• What the task asks:
Find every line below that contains the word "TypeScript" and copy it out.

Web page code records
○ ○ ○ ○ ○
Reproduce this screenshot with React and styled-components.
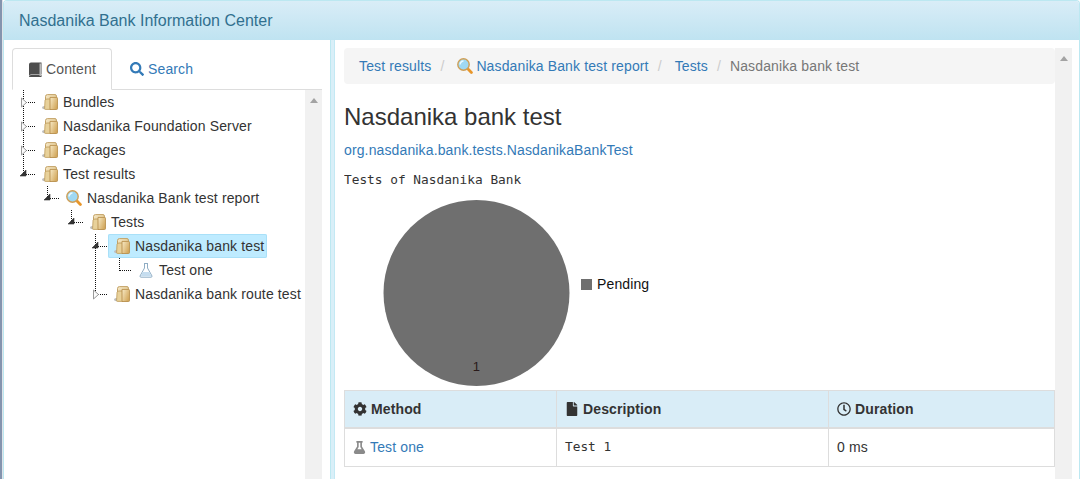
import React from "react";
import styled, { createGlobalStyle } from "styled-components";
import { FaSearch, FaCog, FaFile, FaRegClock, FaFlask } from "react-icons/fa";

const Global = createGlobalStyle`
  html, body { margin: 0; padding: 0; background: #fff; overflow: hidden; }
  * { box-sizing: border-box; }
  body { font-family: "Liberation Sans", Arial, sans-serif; font-size: 14px; line-height: 20px; color: #333; letter-spacing: 0.13px; }
`;

const Page = styled.div`
  width: 1081px; height: 479px; overflow: hidden; display: flex; background: #fff;
`;
const EdgeStrip = styled.div`
  width: 3px; flex: none;
  background: linear-gradient(to right, #8494ae 0, #8494ae 2px, #dfe3e8 2px);
`;
const Frame = styled.div`
  width: 1077px; flex: none; display: flex; flex-direction: column;
  border: 1px solid #bce8f1; border-bottom: 0; border-radius: 4px 4px 0 0; overflow: hidden;
`;
const Header = styled.header`
  height: 39px; flex: none; padding: 0 15px; display: flex; align-items: center;
  font-size: 16px; color: #31708f; letter-spacing: 0;
  background-image: linear-gradient(to bottom, #d9edf7 0, #bfe3f1 100%);
`;
const Body = styled.div`
  flex: 1; display: flex; min-height: 0;
`;
const LeftPane = styled.aside`
  width: 326px; flex: none; padding: 8px 8px 0 8px; display: flex; flex-direction: column;
`;
const Tabs = styled.nav`
  display: flex; height: 42px; flex: none; border-bottom: 1px solid #ddd;
`;
const Tab = styled.div`
  height: 42px; padding: 0 ${p => (p.$active ? "15px" : "18px")};
  display: flex; align-items: center; gap: 4px; font-size: 14px;
  color: ${p => (p.$active ? "#555" : "#337ab7")};
  ${p => p.$active && `
    width: 100px;
    background: #fff; border: 1px solid #ddd; border-bottom-color: #fff; border-radius: 4px 4px 0 0;
  `}
`;
const TreeWrap = styled.div`
  flex: 1; display: flex; min-height: 0;
`;
const Tree = styled.div`
  width: 293px; flex: none; overflow: hidden;
`;
const Scrollbar = styled.div`
  width: 17px; flex: none; background: #f1f1f1; display: flex; justify-content: center; padding-top: 8px;
`;
const ArrowUp = styled.div`
  width: 0; height: 0; border-left: 4px solid transparent; border-right: 4px solid transparent;
  border-bottom: 5px solid #a3a3a3;
`;
const Row = styled.div`
  height: 24px; display: flex; align-items: stretch; white-space: nowrap;
`;
const Cell = styled.svg`
  width: 24px; height: 24px; flex: none; display: block;
`;
const Anchor = styled.div`
  height: 24px; padding: 0 3px 0 6px; display: flex; align-items: center; gap: 5px; color: #333;
  border-radius: 2px;
  ${p => p.$selected && `background: #beebff; box-shadow: inset 0 0 0 1px #a9e0f8;`}
`;
const Splitter = styled.div`
  width: 5px; flex: none; background: #d9eff8; border-left: 1px solid #bce8f1; border-right: 1px solid #c4e9f4;
`;
const MainPane = styled.main`
  flex: 1; min-width: 0; display: flex; padding: 8px 6px 0 9px;
`;
const Content = styled.div`
  width: 711px; flex: none; overflow: hidden;
`;
const Breadcrumb = styled.ol`
  margin: 0 0 20px; padding: 8px 15px 8px 11px; height: 36px; list-style: none; display: flex; align-items: center;
  background: #f5f5f5; border-radius: 4px;
`;
const Crumb = styled.li`
  display: flex; align-items: center; gap: 3px;
  padding-left: ${p => (p.$current ? "0" : "4px")};
  color: ${p => (p.$current ? "#777" : "#337ab7")};
`;
const CrumbSep = styled.li`
  width: 22px; flex: none; padding-left: 9px; color: #ccc;
`;
const Title = styled.h2`
  margin: 0; font-size: 24px; font-weight: 500; line-height: 26px; color: #333; letter-spacing: 0;
`;
const QualifiedName = styled.a`
  display: block; margin-top: 10px; color: #337ab7; line-height: 20px;
`;
const Mono = styled.span`
  font-family: "DejaVu Sans Mono", monospace; font-size: 12.8px; color: #333; letter-spacing: 0;
`;
const Intro = styled.div`
  margin-top: 9px; height: 20px; line-height: 20px;
`;
const ChartRow = styled.div`
  height: 201px; display: flex; align-items: flex-start; padding: 10px 0 0 38px;
`;
const LegendItem = styled.div`
  display: flex; align-items: center; gap: 5px; margin: 75px 0 0 11px; color: #111;
`;
const LegendSwatch = styled.span`
  width: 11px; height: 11px; background: #6f6f6f; display: block;
`;
const Table = styled.table`
  width: 711px; border-collapse: separate; border-spacing: 0; table-layout: fixed; border: 1px solid #ddd;
`;
const Th = styled.th`
  width: ${p => p.$w}px; height: 37px; padding: 8px; text-align: left; font-weight: 700; color: #333;
  background: #d9edf7; border-bottom: 2px solid #ddd; white-space: nowrap;
  & + & { border-left: 1px solid #ddd; }
  svg { vertical-align: -2px; margin-right: 4px; }
`;
const Td = styled.td`
  height: 37px; padding: 7px 8px 9px; color: #333;
  & + & { border-left: 1px solid #ddd; }
`;
const Link = styled.a`
  color: #337ab7; svg { color: #8a8a8a; vertical-align: -2px; margin-right: 4px; }
`;
const Spacer = styled.span`
  width: ${p => p.$n * 24}px; flex: none; display: block;
`;

/* Tree connector for one indentation level */
const Connector = ({ kind, toggle }) => {
  const x = 11.5, y = 12.5;
  const dots = { stroke: "#111", strokeDasharray: "1 1", fill: "none", shapeRendering: "crispEdges" };
  return (
    <Cell viewBox="0 0 24 24">
      {kind === "guide" && <path d={`M${x} 0V24`} {...dots} />}
      {kind === "branch" && <path d={`M${x} 0V24`} {...dots} />}
      {kind === "end" && <path d={`M${x} 0V13`} {...dots} />}
      {(kind === "branch" || kind === "end") && <path d={`M12 ${y}H24`} {...dots} />}
      {toggle === "closed" && <path d="M9.5 8L14.5 12.5L9.5 17Z" fill="#fbfbfb" stroke="#999" strokeLinejoin="miter" />}
      {toggle === "open" && <path d="M14 8L14 14L8 14Z" fill="#333" stroke="#333" strokeWidth="0.6" />}
    </Cell>
  );
};

const FolderIcon = () => (
  <svg width="16" height="16" viewBox="0 0 16 16" style={{ flex: "none" }}>
    <defs>
      <linearGradient id="folderFront" x1="0" y1="0" x2="1" y2="0.6">
        <stop offset="0" stopColor="#f8ebc8" />
        <stop offset="1" stopColor="#d2a75c" />
      </linearGradient>
      <linearGradient id="folderBack" x1="0" y1="0" x2="1" y2="1">
        <stop offset="0" stopColor="#f6e9c8" />
        <stop offset="1" stopColor="#dcbc7e" />
      </linearGradient>
    </defs>
    <ellipse cx="2.4" cy="13.6" rx="2.4" ry="1.6" fill="#bdbdbd" />
    <path d="M3.5 14V2.5Q3.5 0.6 5.5 0.6H13Q14.4 0.6 14.4 2V6H9V14Z" fill="url(#folderBack)" stroke="#bd9a5a" strokeWidth="0.9" />
    <path d="M2.6 14.5L3 6.5Q3.2 5 5 5H8.6V15.4H3.4Q2.6 15.4 2.6 14.5Z" fill="#e8d19a" stroke="#bd9a5a" strokeWidth="0.8" />
    <path d="M8 3.4H14.4Q15.6 3.4 15.6 4.6V14.4Q15.6 15.5 14.4 15.5H8Z" fill="url(#folderFront)" stroke="#b88f4c" strokeWidth="0.9" />
  </svg>
);
const ReportIcon = () => (
  <svg width="16" height="16" viewBox="0 0 16 16" style={{ flex: "none" }}>
    <path d="M11 11L14.4 14.4" stroke="#e8962a" strokeWidth="2.8" strokeLinecap="round" />
    <circle cx="6.5" cy="6.5" r="5.7" fill="#9fd8f2" stroke="#cf9f56" strokeWidth="1.4" />
    <path d="M3.1 6.5A3.4 3.4 0 0 1 6.5 3.1" stroke="#e8f8ff" strokeWidth="1.5" fill="none" />
  </svg>
);
const BeakerIcon = () => (
  <svg width="16" height="16" viewBox="0 0 16 16" style={{ flex: "none" }}>
    <path d="M6 1.5H10M6.5 1.5V6L2 14Q1.8 15.2 3 15.2H13Q14.2 15.2 14 14L9.5 6V1.5" fill="#fff" stroke="#8fadc4" strokeWidth="1" />
    <path d="M4.6 10H11.4L13.4 14.6H2.6Z" fill="#c5ddef" />
  </svg>
);
const BookIcon = () => (
  <svg width="14" height="15" viewBox="0 0 14 15" style={{ flex: "none" }}>
    <path d="M1 2.5Q1 0.5 3 0.5H13.5V12.5H3Q1 12.5 1 14.5Z" fill="#4d4d4d" />
    <path d="M1 14.5Q1 13 3 13H13.5V15H2Q1 15 1 14.5Z" fill="#4d4d4d" />
    <path d="M11.5 1.6H13V14H11.5Z" fill="#b9b9b9" />
  </svg>
);

const TreeRow = ({ guides = [], indent = 0, kind, toggle, icon, selected, children }) => (
  <Row>
    <Spacer $n={indent} />
    {guides.map((g, i) => <Connector key={i} kind="guide" />)}
    <Connector kind={kind} toggle={toggle} />
    <Anchor $selected={selected}>{icon}{children}</Anchor>
  </Row>
);

export default function App() {
  return (
    <Page>
      <Global />
      <EdgeStrip />
      <Frame>
        <Header>Nasdanika Bank Information Center</Header>
        <Body>
          <LeftPane>
            <Tabs>
              <Tab $active><BookIcon /> Content</Tab>
              <Tab><FaSearch size={14} /> Search</Tab>
            </Tabs>
            <TreeWrap>
              <Tree>
                <TreeRow kind="branch" toggle="closed" icon={<FolderIcon />}>Bundles</TreeRow>
                <TreeRow kind="branch" toggle="closed" icon={<FolderIcon />}>Nasdanika Foundation Server</TreeRow>
                <TreeRow kind="branch" toggle="closed" icon={<FolderIcon />}>Packages</TreeRow>
                <TreeRow kind="end" toggle="open" icon={<FolderIcon />}>Test results</TreeRow>
                <TreeRow indent={1} kind="end" toggle="open" icon={<ReportIcon />}>Nasdanika Bank test report</TreeRow>
                <TreeRow indent={2} kind="end" toggle="open" icon={<FolderIcon />}>Tests</TreeRow>
                <TreeRow indent={3} kind="branch" toggle="open" selected icon={<FolderIcon />}>Nasdanika bank test</TreeRow>
                <TreeRow indent={3} guides={[1]} kind="end" icon={<BeakerIcon />}>Test one</TreeRow>
                <TreeRow indent={3} kind="end" toggle="closed" icon={<FolderIcon />}>Nasdanika bank route test</TreeRow>
              </Tree>
              <Scrollbar><ArrowUp /></Scrollbar>
            </TreeWrap>
          </LeftPane>
          <Splitter />
          <MainPane>
            <Content>
              <Breadcrumb>
                <Crumb>Test results</Crumb>
                <CrumbSep>/</CrumbSep>
                <Crumb><ReportIcon />Nasdanika Bank test report</Crumb>
                <CrumbSep>/</CrumbSep>
                <Crumb>Tests</Crumb>
                <CrumbSep>/</CrumbSep>
                <Crumb $current>Nasdanika bank test</Crumb>
              </Breadcrumb>
              <Title>Nasdanika bank test</Title>
              <QualifiedName>org.nasdanika.bank.tests.NasdanikaBankTest</QualifiedName>
              <Intro><Mono>Tests of Nasdanika Bank</Mono></Intro>
              <ChartRow>
                <svg width="188" height="188" viewBox="0 0 188 188" style={{ flex: "none" }}>
                  <circle cx="94.5" cy="94" r="93" fill="#6f6f6f" />
                  <text x="94.5" y="172" textAnchor="middle" fontFamily="Liberation Sans, sans-serif" fontSize="13" fill="#2a1a1a">1</text>
                </svg>
                <LegendItem><LegendSwatch />Pending</LegendItem>
              </ChartRow>
              <Table>
                <thead>
                  <tr>
                    <Th $w={211}><FaCog size={14} />Method</Th>
                    <Th $w={272}><FaFile size={14} />Description</Th>
                    <Th $w={226}><FaRegClock size={14} />Duration</Th>
                  </tr>
                </thead>
                <tbody>
                  <tr>
                    <Td><Link><FaFlask size={13} />Test one</Link></Td>
                    <Td><Mono>Test 1</Mono></Td>
                    <Td>0 ms</Td>
                  </tr>
                </tbody>
              </Table>
            </Content>
            <Scrollbar><ArrowUp /></Scrollbar>
          </MainPane>
        </Body>
      </Frame>
    </Page>
  );
}
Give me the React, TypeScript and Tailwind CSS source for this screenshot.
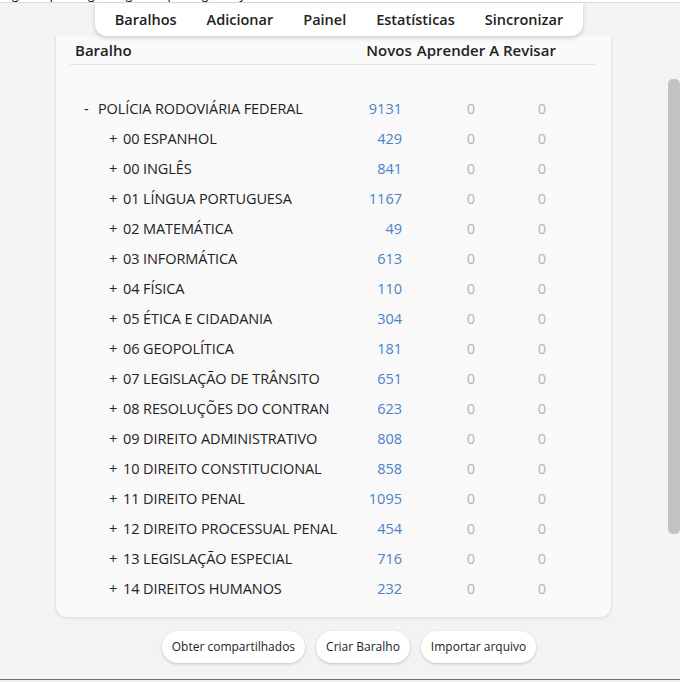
const decks = [
  { name: "00 ESPANHOL", novos: 429 },
  { name: "00 INGLÊS", novos: 841 },
  { name: "01 LÍNGUA PORTUGUESA", novos: 1167 },
  { name: "02 MATEMÁTICA", novos: 49 },
  { name: "03 INFORMÁTICA", novos: 613 },
  { name: "04 FÍSICA", novos: 110 },
  { name: "05 ÉTICA E CIDADANIA", novos: 304 },
  { name: "06 GEOPOLÍTICA", novos: 181 },
  { name: "07 LEGISLAÇÃO DE TRÂNSITO", novos: 651 },
  { name: "08 RESOLUÇÕES DO CONTRAN", novos: 623 },
  { name: "09 DIREITO ADMINISTRATIVO", novos: 808 },
  { name: "10 DIREITO CONSTITUCIONAL", novos: 858 },
  { name: "11 DIREITO PENAL", novos: 1095 },
  { name: "12 DIREITO PROCESSUAL PENAL", novos: 454 },
  { name: "13 LEGISLAÇÃO ESPECIAL", novos: 716 },
  { name: "14 DIREITOS HUMANOS", novos: 232 },
];

function DeckRow({ name, novos, child }: { name: string; novos: number; child?: boolean }) {
  return (
    <div className="flex items-center h-[30px]">
      <div className={`flex items-center w-[293px] ${child ? "pl-[39px]" : "pl-[14px]"}`}>
        <span className="w-[14px]">{child ? "+" : "-"}</span>
        <span className="whitespace-nowrap tracking-[-0.1px]">{name}</span>
      </div>
      <div className="w-[52px] text-right pr-[13px] text-[#4a83c6]">{novos}</div>
      <div className="w-[72px] text-right pr-[12px] text-[#b3b3b3]">0</div>
      <div className="w-[71px] text-right pr-[12px] text-[#b3b3b3]">0</div>
    </div>
  );
}

export default function App() {
  return (
    <div className="w-[680px] h-[682px] bg-[#f3f3f3] flex flex-col overflow-hidden text-[#222] font-['Open_Sans',sans-serif]">
      {/* window title strip, mostly cut off */}
      <div className="h-[3px] bg-white border-b border-[#dcdcdc] overflow-hidden shrink-0">
        <div className="-mt-[14px] pl-[12px] text-[12px] tracking-[14px] whitespace-nowrap text-black">
          g p g g q g y
        </div>
      </div>

      <div className="flex flex-1 min-h-0">
        <div className="w-[668px] flex flex-col">
          {/* Top nav */}
          <div className="flex justify-center pl-[10px] shrink-0">
            <nav className="flex items-center gap-[30px] h-[33px] px-[20px] bg-white rounded-b-[12px] shadow-[0_2px_4px_rgba(0,0,0,0.18)] text-[14.5px] font-semibold relative z-10">
              <span>Baralhos</span>
              <span>Adicionar</span>
              <span>Painel</span>
              <span>Estatísticas</span>
              <span>Sincronizar</span>
            </nav>
          </div>

          {/* Deck list card */}
          <div className="mx-[55px] w-[557px] bg-[#f9f9f9] border border-t-0 border-[#e4e4e4] rounded-b-[12px] shadow-[0_1px_2px_rgba(0,0,0,0.06)] px-[14px] pb-[14px] text-[14.5px]">
            <div className="flex items-center h-[29px] border-b border-[#e2e2e2] mr-[2px] font-semibold text-[15px]">
              <div className="w-[293px] pl-[5px]">Baralho</div>
              <div className="w-[52px] text-center">Novos</div>
              <div className="w-[72px] text-center">Aprender</div>
              <div className="w-[71px] text-center whitespace-nowrap">A Revisar</div>
            </div>
            <div className="pt-[29px] pb-[0px] -mb-[1px]">
              <DeckRow name="POLÍCIA RODOVIÁRIA FEDERAL" novos={9131} />
              {decks.map((d) => (
                <DeckRow key={d.name} name={d.name} novos={d.novos} child />
              ))}
            </div>
          </div>

          {/* Bottom buttons */}
          <div className="flex justify-center gap-[11px] mt-[13px] pl-[30px] text-[12px]">
            <button className="h-[32px] px-[10px] bg-white rounded-full shadow-[0_1px_3px_rgba(0,0,0,0.2)]">Obter compartilhados</button>
            <button className="h-[32px] px-[10px] bg-white rounded-full shadow-[0_1px_3px_rgba(0,0,0,0.2)]">Criar Baralho</button>
            <button className="h-[32px] px-[10px] bg-white rounded-full shadow-[0_1px_3px_rgba(0,0,0,0.2)]">Importar arquivo</button>
          </div>
        </div>

        {/* scrollbar */}
        <div className="w-[12px] pt-[76px]">
          <div className="h-[455px] bg-[#c2c2c2] rounded-[5px]" />
        </div>
      </div>

      <div className="h-[3px] border-t border-[#6e6e6e] bg-[#efefef] shrink-0" />
    </div>
  );
}
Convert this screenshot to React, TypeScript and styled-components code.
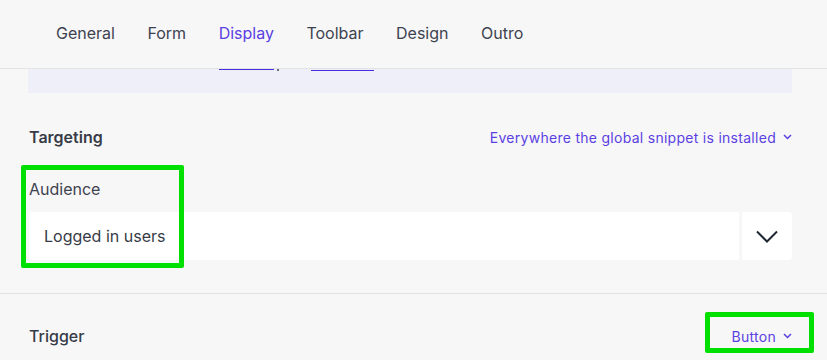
import React from "react";
import styled, { createGlobalStyle } from "styled-components";

const GlobalStyle = createGlobalStyle`
  body {
    margin: 0;
    background: #f7f7f7;
    font-family: Inter, "Noto Sans", sans-serif;
    color: #363b47;
  }
`;

const Page = styled.div`
  position: relative;
  width: 827px;
  height: 360px;
  overflow: hidden;
  background: #f7f7f7;
`;

const Header = styled.nav`
  height: 68px;
  display: flex;
  align-items: center;
  gap: 32.5px;
  padding-left: 56px;
  border-bottom: 1px solid #e3e3e5;
  background: #f7f7f7;
`;

const Tab = styled.span<{ $active?: boolean }>`
  font-size: 16px;
  color: ${(p) => (p.$active ? "#5b3fe3" : "#3d4250")};
  margin-top: -2px;
`;

const Content = styled.div`
  padding: 0 35px 0 29px;
`;

const Banner = styled.div`
  margin-left: -1px;
  height: 24px;
  background: #eeeff8;
  display: flex;
  align-items: flex-start;
  padding-left: 191px;
`;

const LinkMark = styled.span<{ $w: number; $off?: number }>`
  width: ${(p) => p.$w}px;
  height: 1px;
  margin-top: ${(p) => p.$off ?? 0}px;
  background: #4a2fe0;
`;

const Comma = styled.span`
  width: 2px;
  height: 2px;
  margin: 0 32px 0 3px;
  background: #6b6f7a;
`;

const Row = styled.div<{ $top: number }>`
  display: flex;
  align-items: center;
  justify-content: space-between;
  margin-top: ${(p) => p.$top}px;
  height: 24px;
`;

const SectionTitle = styled.h3`
  margin: 0;
  font-size: 16px;
  font-weight: 600;
  color: #363b47;
`;

const PlainTitle = styled.span`
  font-size: 16px;
  font-weight: 500;
  color: #363b47;
`;

const Picker = styled.span`
  display: flex;
  align-items: center;
  gap: 7px;
  font-size: 14px;
  color: #5b3fe3;
  letter-spacing: 0.28px;
`;

const Label = styled.label`
  display: block;
  margin-top: 28px;
  height: 24px;
  line-height: 24px;
  font-size: 16px;
  color: #3d4250;
`;

const Select = styled.div`
  margin-top: 11px;
  height: 48px;
  display: flex;
  gap: 3px;
`;

const SelectValue = styled.div`
  flex: 1;
  background: #fff;
  display: flex;
  align-items: center;
  padding-left: 15px;
  font-size: 16px;
  color: #363b47;
  border-radius: 3px 0 0 3px;
`;

const SelectButton = styled.div`
  width: 50px;
  background: #fff;
  border-radius: 0 4px 4px 0;
  display: flex;
  align-items: center;
  justify-content: center;
`;

const Divider = styled.hr`
  margin: 33px 0 0;
  border: 0;
  border-top: 1px solid #e3e3e5;
`;

const Mark = styled.div<{ $x: number; $y: number; $w: number; $h: number }>`
  position: absolute;
  left: ${(p) => p.$x}px;
  top: ${(p) => p.$y}px;
  width: ${(p) => p.$w}px;
  height: ${(p) => p.$h}px;
  box-sizing: border-box;
  border: 5px solid #00e000;
  border-radius: 2px;
`;

const SmallChevron = () => (
  <svg width="9" height="6" viewBox="0 0 9 6" fill="none">
    <path d="M1 1l3.5 3.5L8 1" stroke="#5b3fe3" strokeWidth="1.5" />
  </svg>
);

const tabs = ["General", "Form", "Display", "Toolbar", "Design", "Outro"];

export default function App() {
  return (
    <Page>
      <GlobalStyle />
      <Header>
        {tabs.map((t) => (
          <Tab key={t} $active={t === "Display"}>
            {t}
          </Tab>
        ))}
      </Header>
      <Content>
        <Banner>
          <LinkMark $w={55} />
          <Comma />
          <LinkMark $w={63} $off={1} />
        </Banner>
        <Row $top={32}>
          <SectionTitle>Targeting</SectionTitle>
          <Picker>
            Everywhere the global snippet is installed
            <SmallChevron />
          </Picker>
        </Row>
        <Label>Audience</Label>
        <Select>
          <SelectValue>Logged in users</SelectValue>
          <SelectButton>
            <svg width="22" height="13" viewBox="0 0 22 13" fill="none">
              <path d="M1 1.5l10 10 10-10" stroke="#1f2733" strokeWidth="2" />
            </svg>
          </SelectButton>
        </Select>
      </Content>
      <Divider />
      <Content>
        <Row $top={30}>
          <PlainTitle>Trigger</PlainTitle>
          <Picker>
            Button
            <SmallChevron />
          </Picker>
        </Row>
      </Content>
      <Mark $x={21} $y={165} $w={163} $h={103} />
      <Mark $x={705} $y={312} $w={109} $h={41} />
    </Page>
  );
}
○ ○ ○ ○ ○
• Problem solution:
Give me the React, TypeScript and Tailwind CSS source for this screenshot.
Convert this screenshot to React, TypeScript and styled-components code.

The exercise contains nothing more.